■ The request
Your copy of the material must match it exactly, except that pictures are dropped.
Recorded information start
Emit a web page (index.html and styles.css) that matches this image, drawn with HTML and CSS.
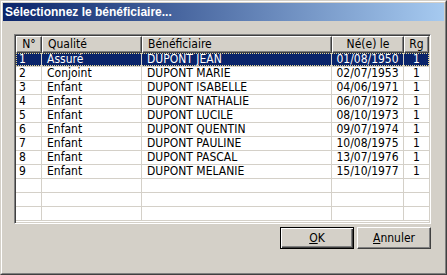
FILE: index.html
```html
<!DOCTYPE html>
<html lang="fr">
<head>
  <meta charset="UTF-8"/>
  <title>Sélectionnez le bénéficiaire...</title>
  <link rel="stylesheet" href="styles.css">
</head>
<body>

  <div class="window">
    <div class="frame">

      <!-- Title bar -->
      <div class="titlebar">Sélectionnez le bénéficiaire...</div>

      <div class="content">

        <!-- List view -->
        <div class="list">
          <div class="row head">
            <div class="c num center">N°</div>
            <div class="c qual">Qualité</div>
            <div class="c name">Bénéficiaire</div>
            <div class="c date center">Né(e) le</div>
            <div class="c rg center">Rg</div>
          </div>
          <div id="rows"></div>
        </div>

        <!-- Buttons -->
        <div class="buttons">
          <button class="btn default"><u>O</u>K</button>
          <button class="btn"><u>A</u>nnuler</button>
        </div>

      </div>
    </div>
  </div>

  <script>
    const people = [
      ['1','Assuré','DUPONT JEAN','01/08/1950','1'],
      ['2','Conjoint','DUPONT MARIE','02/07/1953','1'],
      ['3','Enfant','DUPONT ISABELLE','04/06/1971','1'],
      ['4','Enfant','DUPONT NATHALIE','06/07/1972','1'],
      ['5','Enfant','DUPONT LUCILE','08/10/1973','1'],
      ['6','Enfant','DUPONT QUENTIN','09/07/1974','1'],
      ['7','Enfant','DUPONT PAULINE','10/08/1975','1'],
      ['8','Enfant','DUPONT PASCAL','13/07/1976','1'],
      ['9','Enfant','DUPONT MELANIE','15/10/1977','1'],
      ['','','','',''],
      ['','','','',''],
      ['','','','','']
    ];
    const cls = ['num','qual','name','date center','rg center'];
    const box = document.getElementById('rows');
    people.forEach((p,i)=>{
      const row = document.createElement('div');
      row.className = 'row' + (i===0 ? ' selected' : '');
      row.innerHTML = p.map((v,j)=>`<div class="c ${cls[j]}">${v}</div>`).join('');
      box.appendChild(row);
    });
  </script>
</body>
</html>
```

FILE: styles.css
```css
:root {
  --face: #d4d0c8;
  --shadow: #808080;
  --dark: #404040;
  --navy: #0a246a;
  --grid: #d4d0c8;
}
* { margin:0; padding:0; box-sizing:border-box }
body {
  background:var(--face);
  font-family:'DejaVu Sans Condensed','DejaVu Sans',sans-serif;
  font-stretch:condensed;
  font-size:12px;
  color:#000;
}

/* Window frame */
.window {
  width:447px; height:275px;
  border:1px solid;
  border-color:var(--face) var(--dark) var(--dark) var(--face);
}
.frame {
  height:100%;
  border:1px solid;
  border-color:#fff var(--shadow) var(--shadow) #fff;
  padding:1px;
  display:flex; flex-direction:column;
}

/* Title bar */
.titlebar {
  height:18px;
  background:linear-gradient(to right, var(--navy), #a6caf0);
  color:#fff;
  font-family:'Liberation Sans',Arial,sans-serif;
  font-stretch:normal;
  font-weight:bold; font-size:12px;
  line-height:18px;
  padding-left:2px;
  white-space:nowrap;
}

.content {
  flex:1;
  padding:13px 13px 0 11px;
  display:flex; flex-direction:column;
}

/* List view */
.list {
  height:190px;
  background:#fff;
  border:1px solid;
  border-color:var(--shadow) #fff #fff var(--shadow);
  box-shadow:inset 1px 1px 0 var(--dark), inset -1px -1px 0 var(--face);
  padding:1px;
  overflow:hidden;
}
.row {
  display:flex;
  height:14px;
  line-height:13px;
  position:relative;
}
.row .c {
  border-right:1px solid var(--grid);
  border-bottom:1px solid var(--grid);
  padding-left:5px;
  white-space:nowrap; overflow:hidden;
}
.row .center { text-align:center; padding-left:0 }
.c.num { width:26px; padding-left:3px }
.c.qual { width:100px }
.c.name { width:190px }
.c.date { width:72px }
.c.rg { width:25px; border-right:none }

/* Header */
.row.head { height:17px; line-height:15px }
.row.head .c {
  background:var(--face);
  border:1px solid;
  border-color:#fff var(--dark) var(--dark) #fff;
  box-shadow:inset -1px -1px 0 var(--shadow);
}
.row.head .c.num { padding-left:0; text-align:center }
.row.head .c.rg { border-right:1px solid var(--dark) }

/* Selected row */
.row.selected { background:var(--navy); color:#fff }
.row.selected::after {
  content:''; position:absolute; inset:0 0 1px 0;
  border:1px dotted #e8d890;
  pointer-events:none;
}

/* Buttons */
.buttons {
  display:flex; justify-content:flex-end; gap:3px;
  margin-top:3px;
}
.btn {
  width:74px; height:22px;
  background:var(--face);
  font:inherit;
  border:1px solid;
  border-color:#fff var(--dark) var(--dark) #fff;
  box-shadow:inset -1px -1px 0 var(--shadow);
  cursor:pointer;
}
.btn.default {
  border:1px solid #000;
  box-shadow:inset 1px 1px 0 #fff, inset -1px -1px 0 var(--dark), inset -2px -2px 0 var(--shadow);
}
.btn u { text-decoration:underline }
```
Recorded information end
■ Correct response
Emit a web page (index.html and styles.css) that matches this image, drawn with HTML and CSS.
FILE: index.html
```html
<!DOCTYPE html>
<html lang="fr">
<head>
  <meta charset="UTF-8"/>
  <title>Sélectionnez le bénéficiaire...</title>
  <link rel="stylesheet" href="styles.css">
</head>
<body>

  <div class="window">
    <div class="frame">

      <!-- Title bar -->
      <div class="titlebar">Sélectionnez le bénéficiaire...</div>

      <div class="content">

        <!-- List view -->
        <div class="list">
          <div class="row head">
            <div class="c num center">N°</div>
            <div class="c qual">Qualité</div>
            <div class="c name">Bénéficiaire</div>
            <div class="c date center">Né(e) le</div>
            <div class="c rg center">Rg</div>
          </div>
          <div id="rows"></div>
        </div>

        <!-- Buttons -->
        <div class="buttons">
          <button class="btn default"><u>O</u>K</button>
          <button class="btn"><u>A</u>nnuler</button>
        </div>

      </div>
    </div>
  </div>

  <script>
    const people = [
      ['1','Assuré','DUPONT JEAN','01/08/1950','1'],
      ['2','Conjoint','DUPONT MARIE','02/07/1953','1'],
      ['3','Enfant','DUPONT ISABELLE','04/06/1971','1'],
      ['4','Enfant','DUPONT NATHALIE','06/07/1972','1'],
      ['5','Enfant','DUPONT LUCILE','08/10/1973','1'],
      ['6','Enfant','DUPONT QUENTIN','09/07/1974','1'],
      ['7','Enfant','DUPONT PAULINE','10/08/1975','1'],
      ['8','Enfant','DUPONT PASCAL','13/07/1976','1'],
      ['9','Enfant','DUPONT MELANIE','15/10/1977','1'],
      ['','','','',''],
      ['','','','',''],
      ['','','','','']
    ];
    const cls = ['num','qual','name','date center','rg center'];
    const box = document.getElementById('rows');
    people.forEach((p,i)=>{
      const row = document.createElement('div');
      row.className = 'row' + (i===0 ? ' selected' : '');
      row.innerHTML = p.map((v,j)=>`<div class="c ${cls[j]}">${v}</div>`).join('');
      box.appendChild(row);
    });
  </script>
</body>
</html>
```

FILE: styles.css
```css
:root {
  --face: #d4d0c8;
  --shadow: #808080;
  --dark: #404040;
  --navy: #0a246a;
  --grid: #d4d0c8;
}
* { margin:0; padding:0; box-sizing:border-box }
body {
  background:var(--face);
  font-family:'DejaVu Sans Condensed','DejaVu Sans',sans-serif;
  font-stretch:condensed;
  font-size:12px;
  color:#000;
}

/* Window frame */
.window {
  width:447px; height:275px;
  border:1px solid;
  border-color:var(--face) var(--dark) var(--dark) var(--face);
}
.frame {
  height:100%;
  border:1px solid;
  border-color:#fff var(--shadow) var(--shadow) #fff;
  padding:1px;
  display:flex; flex-direction:column;
}

/* Title bar */
.titlebar {
  height:18px;
  background:linear-gradient(to right, var(--navy), #a6caf0);
  color:#fff;
  font-family:'Liberation Sans',Arial,sans-serif;
  font-stretch:normal;
  font-weight:bold; font-size:12px;
  line-height:18px;
  padding-left:2px;
  white-space:nowrap;
}

.content {
  flex:1;
  padding:13px 13px 0 11px;
  display:flex; flex-direction:column;
}

/* List view */
.list {
  height:190px;
  background:#fff;
  border:1px solid;
  border-color:var(--shadow) #fff #fff var(--shadow);
  box-shadow:inset 1px 1px 0 var(--dark), inset -1px -1px 0 var(--face);
  padding:1px;
  overflow:hidden;
}
.row {
  display:flex;
  height:14px;
  line-height:13px;
  position:relative;
}
.row .c {
  border-right:1px solid var(--grid);
  border-bottom:1px solid var(--grid);
  padding-left:5px;
  white-space:nowrap; overflow:hidden;
}
.row .center { text-align:center; padding-left:0 }
.c.num { width:26px; padding-left:3px }
.c.qual { width:100px }
.c.name { width:190px }
.c.date { width:72px }
.c.rg { width:25px; border-right:none }

/* Header */
.row.head { height:17px; line-height:15px }
.row.head .c {
  background:var(--face);
  border:1px solid;
  border-color:#fff var(--dark) var(--dark) #fff;
  box-shadow:inset -1px -1px 0 var(--shadow);
}
.row.head .c.num { padding-left:0; text-align:center }
.row.head .c.rg { border-right:1px solid var(--dark) }

/* Selected row */
.row.selected { background:var(--navy); color:#fff }
.row.selected::after {
  content:''; position:absolute; inset:0 0 1px 0;
  border:1px dotted #e8d890;
  pointer-events:none;
}

/* Buttons */
.buttons {
  display:flex; justify-content:flex-end; gap:3px;
  margin-top:3px;
}
.btn {
  width:74px; height:22px;
  background:var(--face);
  font:inherit;
  border:1px solid;
  border-color:#fff var(--dark) var(--dark) #fff;
  box-shadow:inset -1px -1px 0 var(--shadow);
  cursor:pointer;
}
.btn.default {
  border:1px solid #000;
  box-shadow:inset 1px 1px 0 #fff, inset -1px -1px 0 var(--dark), inset -2px -2px 0 var(--shadow);
}
.btn u { text-decoration:underline }
```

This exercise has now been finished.